This literary chimaera is part memoir, part travelogue and part literary biography (of Graham Greene). It jumps about from place to place, as Iyer himself wanders the world, becoming almost postmodern in its fragmentation. It is a picaresque (that's almost a pun!), the wandering narrative matching Iyer himself as he meanders around the world.
This gives us the chance to envy Iyer's charmed life. Born to a father who educated himself out of Bombay to become a university lecturer, Iyer as a child commutes between California and top class boarding schools in England where he learns, inter alia, Latin and Ancient Greek. Following an Oxford degree he wanders the world, writing travel pieces and literary review. I was Greene with jealousy!
The discursive nature of the book also means that Greene's books are approached thematically, although the ordering of the themes seems random and is unhighlighted. And so, apart from kindling in me a desire to reread Greene's work, I felt unsatisfied. Post-positivist that I am, I would have liked a linear narrative, starting with the first book, so that I could have traced the development of Greene's craft. Instead we repeatedly revisit The Quiet American, clearly Iyer's favourite, and a very good book indeed. But. There is (so far as I can see) no mention of, for example, Brighton Rock. Perhaps Iyer has never been to Brighton. Other books unmentioned include A Gun for Sale. You might argue that these are lesser works but you can't really write about an author without mentioning the good as well as the bad.

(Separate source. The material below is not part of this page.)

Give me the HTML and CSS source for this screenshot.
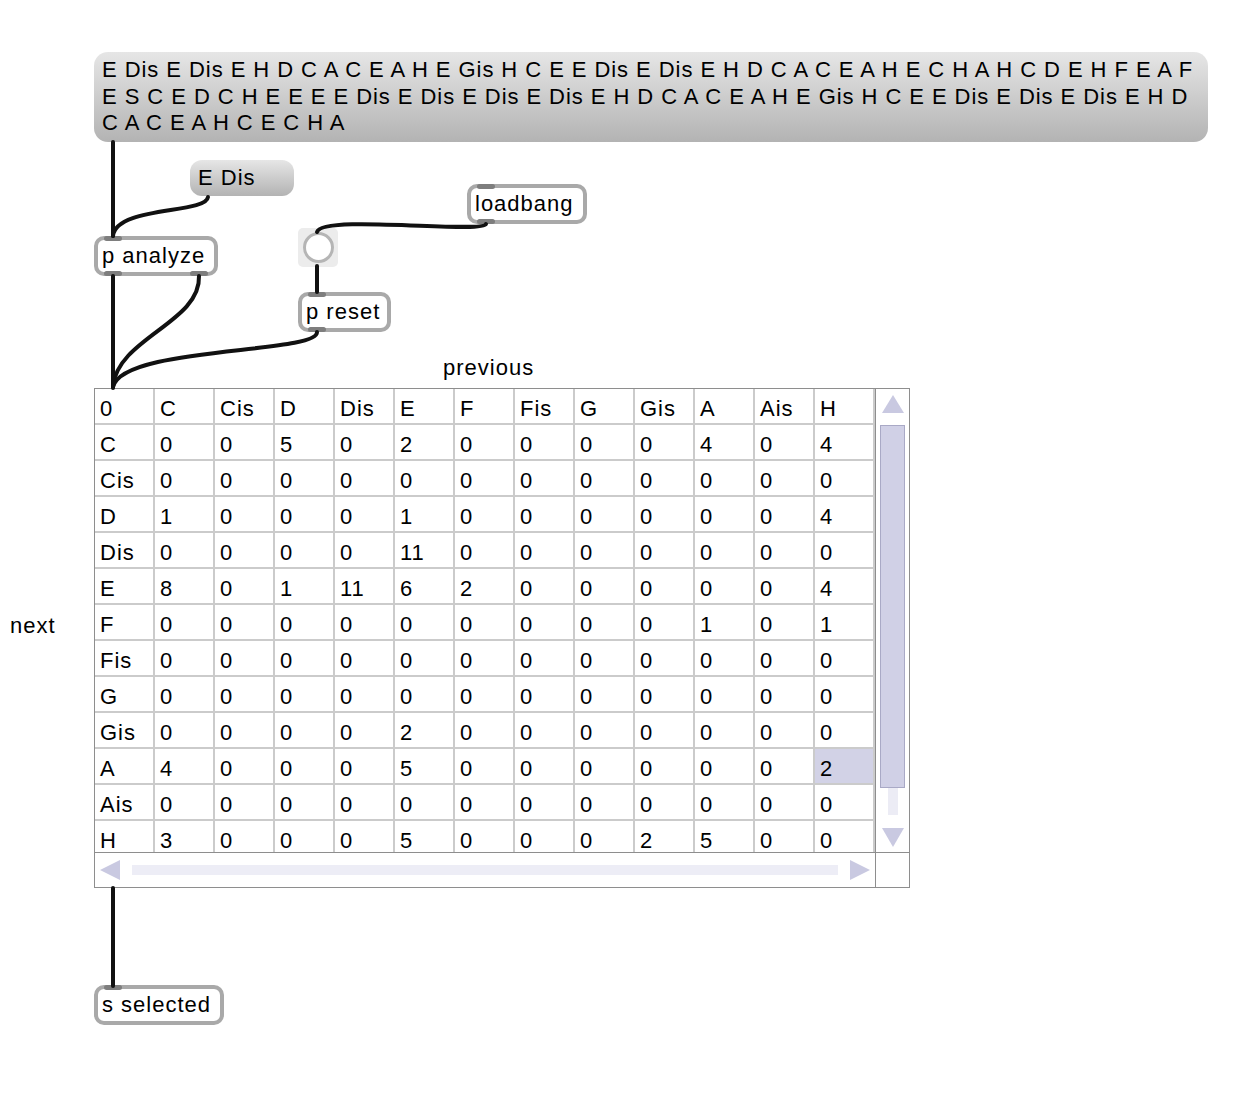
FILE: index.html
```html
<!DOCTYPE html>
<html>
<head>
<meta charset="utf-8">
<link rel="stylesheet" href="styles.css">
</head>
<body>
<div class="patch">
  <div class="msg msg-main">E Dis E Dis E H D C A C E A H E Gis H C E E Dis E Dis E H D C A C E A H E C H A H C D E H F E A F<br>E S C E D C H E E E E Dis E Dis E Dis E Dis E H D C A C E A H E Gis H C E E Dis E Dis E Dis E H D<br>C A C E A H C E C H A</div>

  <div class="msg msg-edis">E Dis</div>

  <div class="obj obj-analyze"><span class="tab tab-in"></span>p analyze<span class="tab tab-out"></span><span class="tab tab-out tab-right"></span></div>
  <div class="obj obj-loadbang"><span class="tab tab-in"></span>loadbang<span class="tab tab-out"></span></div>
  <div class="bang"><span class="bang-circle"></span></div>
  <div class="obj obj-reset"><span class="tab tab-in"></span>p reset<span class="tab tab-out"></span></div>
  <div class="obj obj-selected"><span class="tab tab-in"></span>s selected</div>

  <div class="label label-prev">previous</div>
  <div class="label label-next">next</div>

  <div class="cellblock">
    <div class="cells">
      <div class="row"><span>0</span><span>C</span><span>Cis</span><span>D</span><span>Dis</span><span>E</span><span>F</span><span>Fis</span><span>G</span><span>Gis</span><span>A</span><span>Ais</span><span>H</span></div>
      <div class="row"><span>C</span><span>0</span><span>0</span><span>5</span><span>0</span><span>2</span><span>0</span><span>0</span><span>0</span><span>0</span><span>4</span><span>0</span><span>4</span></div>
      <div class="row"><span>Cis</span><span>0</span><span>0</span><span>0</span><span>0</span><span>0</span><span>0</span><span>0</span><span>0</span><span>0</span><span>0</span><span>0</span><span>0</span></div>
      <div class="row"><span>D</span><span>1</span><span>0</span><span>0</span><span>0</span><span>1</span><span>0</span><span>0</span><span>0</span><span>0</span><span>0</span><span>0</span><span>4</span></div>
      <div class="row"><span>Dis</span><span>0</span><span>0</span><span>0</span><span>0</span><span>11</span><span>0</span><span>0</span><span>0</span><span>0</span><span>0</span><span>0</span><span>0</span></div>
      <div class="row"><span>E</span><span>8</span><span>0</span><span>1</span><span>11</span><span>6</span><span>2</span><span>0</span><span>0</span><span>0</span><span>0</span><span>0</span><span>4</span></div>
      <div class="row"><span>F</span><span>0</span><span>0</span><span>0</span><span>0</span><span>0</span><span>0</span><span>0</span><span>0</span><span>0</span><span>1</span><span>0</span><span>1</span></div>
      <div class="row"><span>Fis</span><span>0</span><span>0</span><span>0</span><span>0</span><span>0</span><span>0</span><span>0</span><span>0</span><span>0</span><span>0</span><span>0</span><span>0</span></div>
      <div class="row"><span>G</span><span>0</span><span>0</span><span>0</span><span>0</span><span>0</span><span>0</span><span>0</span><span>0</span><span>0</span><span>0</span><span>0</span><span>0</span></div>
      <div class="row"><span>Gis</span><span>0</span><span>0</span><span>0</span><span>0</span><span>2</span><span>0</span><span>0</span><span>0</span><span>0</span><span>0</span><span>0</span><span>0</span></div>
      <div class="row"><span>A</span><span>4</span><span>0</span><span>0</span><span>0</span><span>5</span><span>0</span><span>0</span><span>0</span><span>0</span><span>0</span><span>0</span><span class="sel">2</span></div>
      <div class="row"><span>Ais</span><span>0</span><span>0</span><span>0</span><span>0</span><span>0</span><span>0</span><span>0</span><span>0</span><span>0</span><span>0</span><span>0</span><span>0</span></div>
      <div class="row"><span>H</span><span>3</span><span>0</span><span>0</span><span>0</span><span>5</span><span>0</span><span>0</span><span>0</span><span>2</span><span>5</span><span>0</span><span>0</span></div>
    </div>
    <div class="vscroll">
      <span class="tri tri-up"></span>
      <span class="vthumb"></span>
      <span class="vtrack"></span>
      <span class="tri tri-down"></span>
    </div>
    <div class="hscroll">
      <span class="tri tri-left"></span>
      <span class="htrack"></span>
      <span class="tri tri-right"></span>
    </div>
    <div class="corner"></div>
  </div>

  <svg class="cords" width="1240" height="1098" viewBox="0 0 1240 1098">
    <g fill="none" stroke="#111" stroke-width="4" stroke-linecap="round">
      <path d="M113,142 L113,236"/>
      <path d="M208,197 C206,214 116,206 113,236"/>
      <path d="M486,224 C482,234 322,214 317,232"/>
      <path d="M317,266 L317,292"/>
      <path d="M113,276 L113,388"/>
      <path d="M199,276 C201,322 118,338 113,386"/>
      <path d="M317,332 C318,354 122,346 113,387"/>
      <path d="M113,888 L113,986"/>
    </g>
  </svg>
</div>
</body>
</html>
```

FILE: styles.css
```css
html, body {
  margin: 0;
  padding: 0;
  background: #fff;
}

.patch {
  position: relative;
  width: 1240px;
  height: 1098px;
  font-family: "Liberation Sans", Arial, sans-serif;
  color: #000;
  overflow: hidden;
}

/* message boxes */
.msg {
  position: absolute;
  box-sizing: border-box;
  background: linear-gradient(#e6e6e6, #b3b3b3);
  white-space: nowrap;
  font-size: 22px;
  letter-spacing: 1px;
}

.msg-main {
  left: 94px;
  top: 52px;
  width: 1114px;
  height: 90px;
  border-radius: 14px;
  padding: 5px 8px;
  line-height: 26.5px;
  letter-spacing: 0.94px;
}

.msg-edis {
  left: 190px;
  top: 160px;
  width: 104px;
  height: 36px;
  border-radius: 12px;
  padding: 0 8px;
  line-height: 36px;
}

/* objects */
.obj {
  position: absolute;
  box-sizing: border-box;
  height: 40px;
  border: 4px solid #a9a9a9;
  border-radius: 10px;
  background: #fff;
  padding: 0 4px;
  font-size: 22px;
  letter-spacing: 1px;
  line-height: 32px;
  white-space: nowrap;
}

.tab {
  position: absolute;
  left: 6px;
  width: 18px;
  height: 5px;
  border-radius: 3px;
  background: #7e7e7e;
}

.tab-in { top: -4px; }
.tab-out { bottom: -4px; }
.tab-right { left: auto; right: 6px; }

.obj-analyze { left: 94px; top: 236px; width: 124px; }
.obj-loadbang { left: 467px; top: 184px; width: 120px; }
.obj-reset { left: 298px; top: 292px; width: 93px; }
.obj-selected { left: 94px; top: 985px; width: 130px; }

/* bang */
.bang {
  position: absolute;
  left: 298px;
  top: 228px;
  width: 40px;
  height: 39px;
  border-radius: 5px;
  background: #ececec;
  display: flex;
  align-items: center;
  justify-content: center;
}

.bang-circle {
  box-sizing: border-box;
  width: 31px;
  height: 31px;
  border-radius: 50%;
  border: 3.5px solid #b5b5b5;
  background: #fff;
}

/* labels */
.label {
  position: absolute;
  font-size: 22px;
  letter-spacing: 1px;
  line-height: 26px;
  white-space: nowrap;
}

.label-prev { left: 443px; top: 355px; }
.label-next { left: 10px; top: 613px; }

/* cellblock */
.cellblock {
  position: absolute;
  left: 94px;
  top: 388px;
  width: 816px;
  height: 500px;
  box-sizing: border-box;
  border: 1px solid #8e8e8e;
  display: grid;
  grid-template-columns: 780px 1fr;
  grid-template-rows: 463px 1fr;
  background: #fff;
}

.cells {
  overflow: hidden;
  font-size: 22px;
  letter-spacing: 1px;
}

.row {
  display: flex;
}

.row span {
  flex: 0 0 60px;
  box-sizing: border-box;
  height: 36px;
  padding: 5px 0 0 5px;
  line-height: 30px;
  border-right: 2px solid #cbcbcb;
  border-bottom: 2px solid #cbcbcb;
  white-space: nowrap;
}

.row span.sel {
  background: #d2d2e6;
}

.vscroll {
  border-left: 1px solid #8e8e8e;
  display: flex;
  flex-direction: column;
  align-items: center;
  padding-top: 6px;
}

.vthumb {
  box-sizing: border-box;
  margin-top: 12px;
  width: 25px;
  height: 363px;
  background: #d0d0e6;
  border: 1px solid #a9a9c6;
}

.vtrack {
  width: 10px;
  height: 27px;
  background: #ececf5;
}

.hscroll {
  border-top: 1px solid #8e8e8e;
  display: flex;
  align-items: center;
  padding-left: 5px;
}

.htrack {
  margin: 0 12px;
  width: 706px;
  height: 10px;
  background: #ededf6;
}

.corner {
  border-top: 1px solid #8e8e8e;
  border-left: 1px solid #8e8e8e;
}

.tri {
  width: 0;
  height: 0;
  display: block;
}

.tri-up {
  border-left: 11px solid transparent;
  border-right: 11px solid transparent;
  border-bottom: 18px solid #c9c9e1;
}

.tri-down {
  margin-top: 13px;
  border-left: 11px solid transparent;
  border-right: 11px solid transparent;
  border-top: 19px solid #c9c9e1;
}

.tri-left {
  border-top: 10px solid transparent;
  border-bottom: 10px solid transparent;
  border-right: 20px solid #c9c9e1;
}

.tri-right {
  border-top: 10px solid transparent;
  border-bottom: 10px solid transparent;
  border-left: 20px solid #c9c9e1;
}

.cords {
  position: absolute;
  left: 0;
  top: 0;
  pointer-events: none;
}
```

Fragmentary and meandering: this is the structure of a dream. There are moments when this book becomes a reverie. There are magical incidents, episodes of violence and action, and Iyer is repeatedly haunted by the men within his head, both Graham Greene and his father. There are also moments when his writing achieves beauty and insight. A small selection of these include:
- “Lovers stretched out on the grass next to huge sepulchres, enjoying the one spot in the city where their whispers would not be drowned out by the role of passing buses.” (p 11) Is the ‘passing’ a bitterly morbid wordplay? Or just a pathetic fallacy?
- “Who are these figures who take residence inside our heads, to the point where we can feel them shivering inside us even when we want to ‘be ourselves’?" (p 21)
- “The paradox of reading is that you draw closer, to some other creature’s voice within you than to the people who surround you (with their surfaces) every day.” (p 37)
- “A dentist is really a priest in a different kind of a white robe, administering suffering as a way, he assures us, of keeping deeper suffering at bay.” (p 41) He goes on to point out how often dentists appear in Greene's works.
- “The house had been built by a fundamentalist who are taken very seriously the biblical injunction to build his house ‘upon a rock’; he had found a large boulder up amidst the brush, and without benefit of foundation - or architectural experience - laid down a two-story structure.” (p 64) The sequel is that a storm ripped part of the house off the mountainside.
- “to achieve the impossible, one must attempt the absurd.” (p 65)
- “the new possibilities of our global order, and the way it allowed for multiple homes and multiple selves.” (p 135) Multiple homes and multiple selves seems to summarise the author himself as depicted in this book.